I’m up, but not entirely disappointed; I knew I’d have it over with the fastest. I wrestle between my Uncle Richards prayer, “Good food. Good meat. Good Lord. Let’s eat,” or the traditional Sunday Prayer. But I wanted dessert, so I opted for the latter.

“Gracious lord, thank you for the food we are about to receive, and the nourishment of our bodies in jesusnameamen.” As fast as I could.

Despite our faithful traditions, dinner was never anything short of a searing intellectual examination of the sermon, the news of the day, or various discussion topics my parents might offer up. However, we could never talk about church for too long, or we’d upset Big Jamye. She would spring up, raise her manicured pointer finger and say,

“Now, everyone, be quiet. Listen to me! The Pastor listens to me, so do the ministers, and so will you!”

Depending on the day, this reprimand was met with either joyous laughter or contemplative silence. Foolishly, we always tempted fate. My sister and I could never make sense of this authority; we hardly remembered the ministers’ names. But we could quote Shakespeare and anything else we felt written in stone. Yet, what Big Jamyes says goes; that we knew before anything else.

“If we are going to be there for two hours, you think the Pastor would at least speak in proper English,” Sissy said, planting her foot firmly in the ring.

Today it didn’t look like we’d end in laughter. The Pastor was a Stanford graduate, and my sister could never remedy the two. We’d never be understood if we spoke like that in school; we all knew that. When I made my first friends at school I learned that fast. Myself and two other black girls in 6th grade were each other’s only friends for a while, we were seen together so much they started to call us “the black girls carpool.” Hearing our nick name for the first time I began to acquaint myself with shame.We stuck together, though, as you do. Everyday we would tuck ourselves into the school reverends office during snack time so the decibel of our voices could temporarily go undetected or better maybe they’d even forget we were there. But at some point, the reverend told us we had to find another place to hang out; some of the other girls said we were too “intimidating” and they felt uncomfortable to come in at the same time.

What had we been thinking? We were so obvious grouped together that way. For the rest of the year we moved our hangout to the benches in the hallway by the bathroom. This was before I learned to mime. I was finally getting the message: being black, loud and in a group is a threat; unless on Sundays.

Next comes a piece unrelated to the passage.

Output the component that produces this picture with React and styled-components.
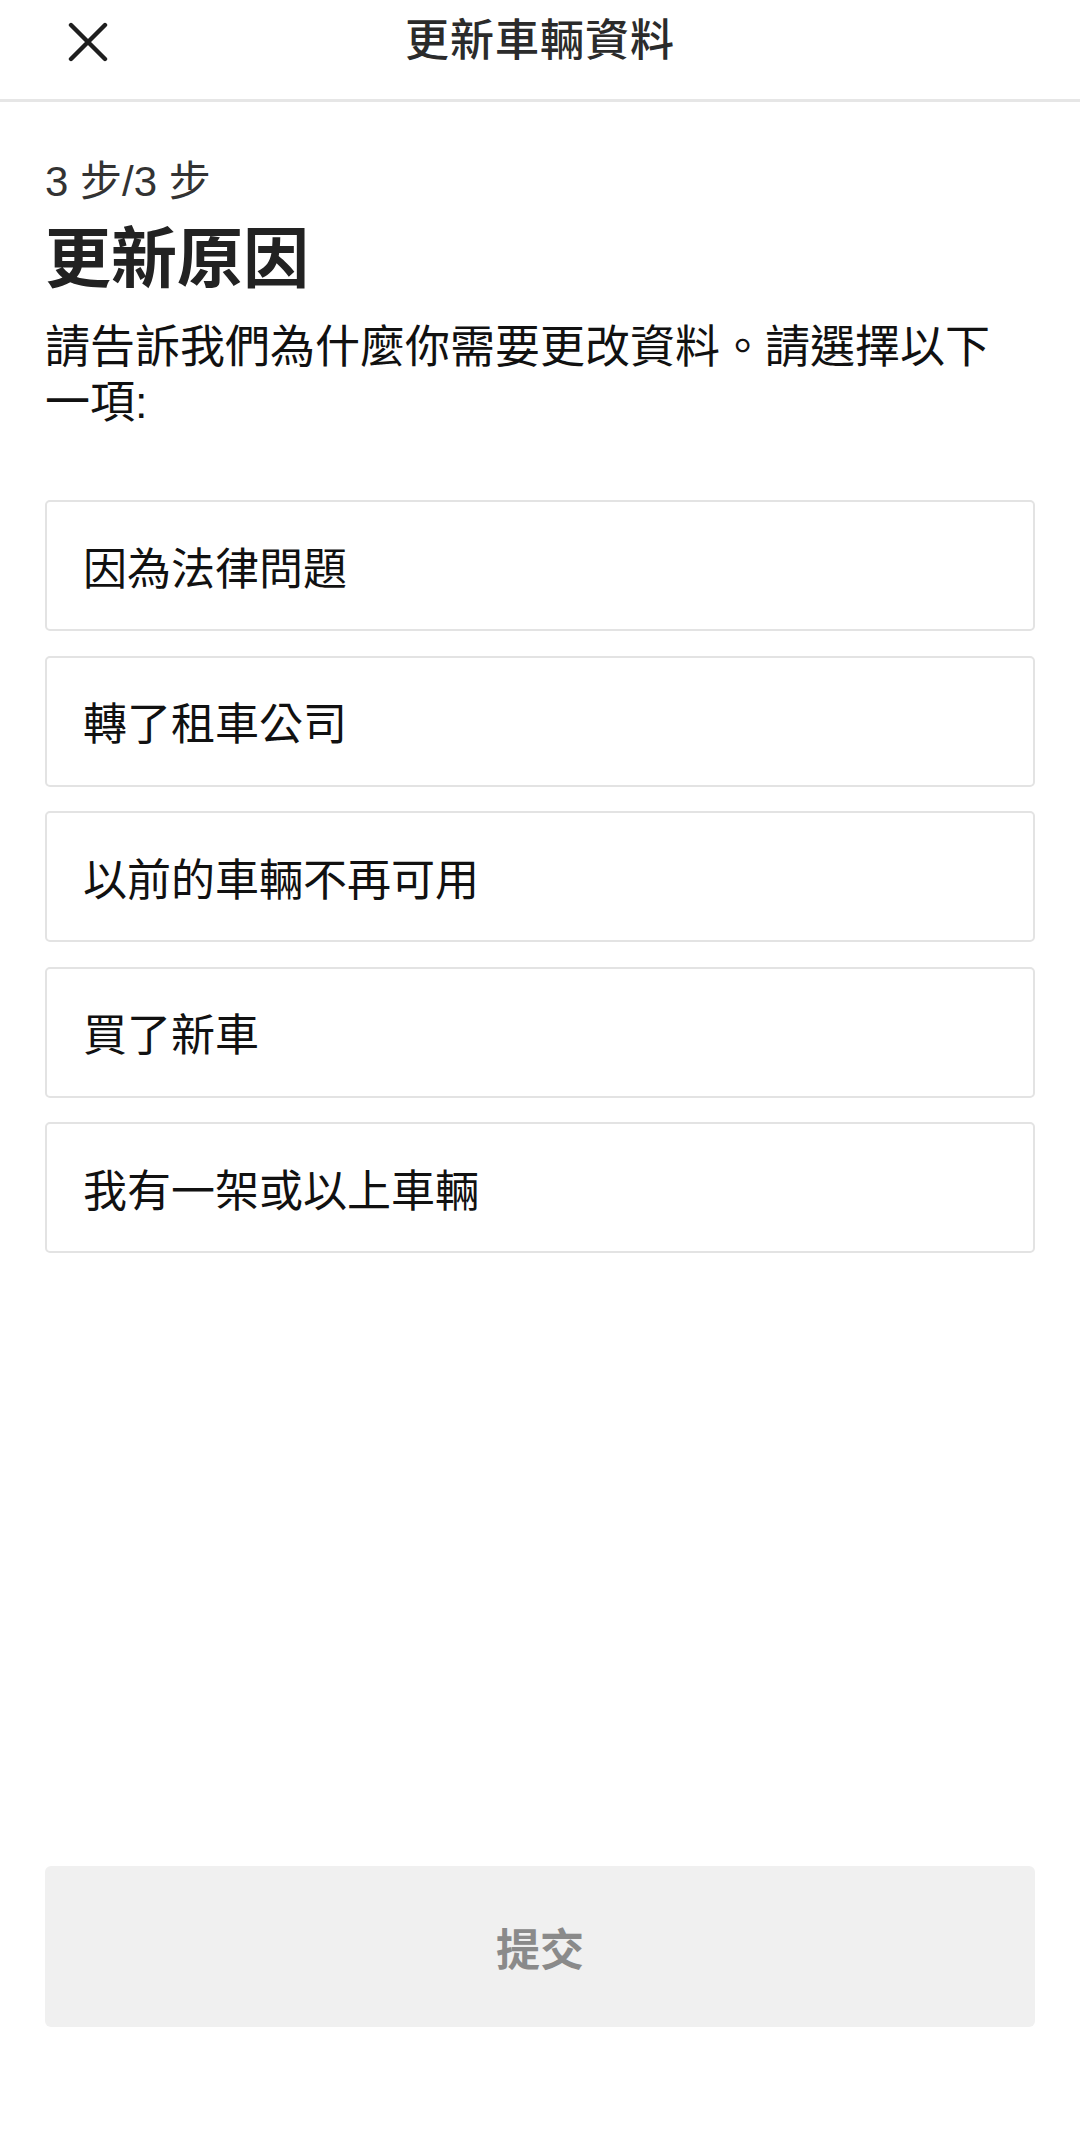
import React from "react";
import styled, { createGlobalStyle } from "styled-components";

const reasons = [
  "因為法律問題",
  "轉了租車公司",
  "以前的車輛不再可用",
  "買了新車",
  "我有一架或以上車輛",
];

const GlobalStyle = createGlobalStyle`
  html, body {
    margin: 0;
    padding: 0;
    background: #fff;
  }
  body {
    font-family: "Liberation Sans", "Noto Sans CJK TC", "Noto Sans", sans-serif;
    color: #111;
  }
`;

const App = () => (
  <Page>
    <GlobalStyle />
    <Header>
      <CloseButton aria-label="close">
        <svg width="40" height="40" viewBox="0 0 40 40">
          <path
            d="M3 3 L37 37 M37 3 L3 37"
            stroke="#1f1f1f"
            strokeWidth="4.4"
            strokeLinecap="round"
            fill="none"
          />
        </svg>
      </CloseButton>
      <HeaderTitle>更新車輛資料</HeaderTitle>
      <span />
    </Header>

    <Content>
      <StepLabel>3 步/3 步</StepLabel>
      <Title>更新原因</Title>
      <Description>請告訴我們為什麼你需要更改資料。請選擇以下一項:</Description>

      <OptionList>
        {reasons.map((r) => (
          <Option key={r}>{r}</Option>
        ))}
      </OptionList>

      <SubmitButton disabled>提交</SubmitButton>
    </Content>
  </Page>
);

const Page = styled.div`
  display: flex;
  flex-direction: column;
  min-height: 2136px;
  box-sizing: border-box;
`;

const Header = styled.header`
  display: grid;
  grid-template-columns: 1fr auto 1fr;
  align-items: center;
  height: 102px;
  padding: 0 0 16px 68px;
  box-sizing: border-box;
  border-bottom: 3px solid #e6e6e6;
`;

const CloseButton = styled.div`
  display: flex;
  align-items: center;
  width: 40px;
  height: 40px;
`;

const HeaderTitle = styled.h1`
  margin: 0 0 0 -68px;
  font-size: 44px;
  font-weight: 500;
  letter-spacing: 1px;
  color: #2b2b2b;
  line-height: 1.2;
`;

const Content = styled.main`
  flex: 1;
  display: flex;
  flex-direction: column;
  padding: 0 45px 109px;
`;

const StepLabel = styled.div`
  margin-top: 56px;
  font-size: 42px;
  line-height: 48px;
  color: #333;
`;

const Title = styled.h2`
  margin: 14px 0 0;
  font-size: 66px;
  line-height: 78px;
  font-weight: 700;
  color: #222;
`;

const Description = styled.p`
  max-width: 970px;
  margin: 22px 0 0;
  font-size: 45px;
  line-height: 55px;
  color: #111;
`;

const OptionList = styled.div`
  display: flex;
  flex-direction: column;
  gap: 24.5px;
  margin-top: 70px;
`;

const Option = styled.div`
  display: flex;
  align-items: center;
  height: 131px;
  box-sizing: border-box;
  padding: 0 36px;
  border: 2px solid #e3e3e3;
  border-radius: 5px;
  font-size: 44px;
  color: #111;
`;

const SubmitButton = styled.button`
  margin-top: auto;
  height: 161px;
  border: none;
  border-radius: 6px;
  background: #f0f0f0;
  font-family: inherit;
  font-size: 44px;
  font-weight: 700;
  color: #8a8a8a;
`;

export default App;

But my family prepared us for this, they knew our world looked nothing like the sanctuary. The goal was to be so well spoken they forgot the paint on our skin. My Great-grandparents, both Ph.D.’s in English, were meticulous when it came to grammar. I could never get away with mistaking a “who” for “whom” or “mommy and I” when it should have been “mommy and me.” We’d have to restart our sentence, go back, wrangle our instinctual tongue and correct our mistake.

And Yet the Pastor never bothered them. In fact, he had been communicating far more in his soothing southern slang than he ever would have clinging to Roman English orthodox. Yet the cool shade of naiveté, and the more chilling darkness of shame, prevented my sister and I from feeling the warmth of his familiar deep hum. This part of our culture was always amiss to us; a failure in language we were ritually forced to correct. But the word of God never came in perfect English, and maybe that’s why it never made sense.

Big Jamye responded, “whatever he says it’s just God talking.”

We were silenced; of course; there was no arguing with God or Big Jamye. Everything she said seemed to be written in unflinching marble authority. Her all-knowing glance eclipsed the white glare of punishing prestige we would return to on Monday. And when I would once again hear the beckon of the school bell, and paint my face white; guilty with my Sunday Secret. Something I knew I could never tell and could barely believe myself: the voice of God is black, broken, and loud. And maybe so was mine, even if it was muffled by stone.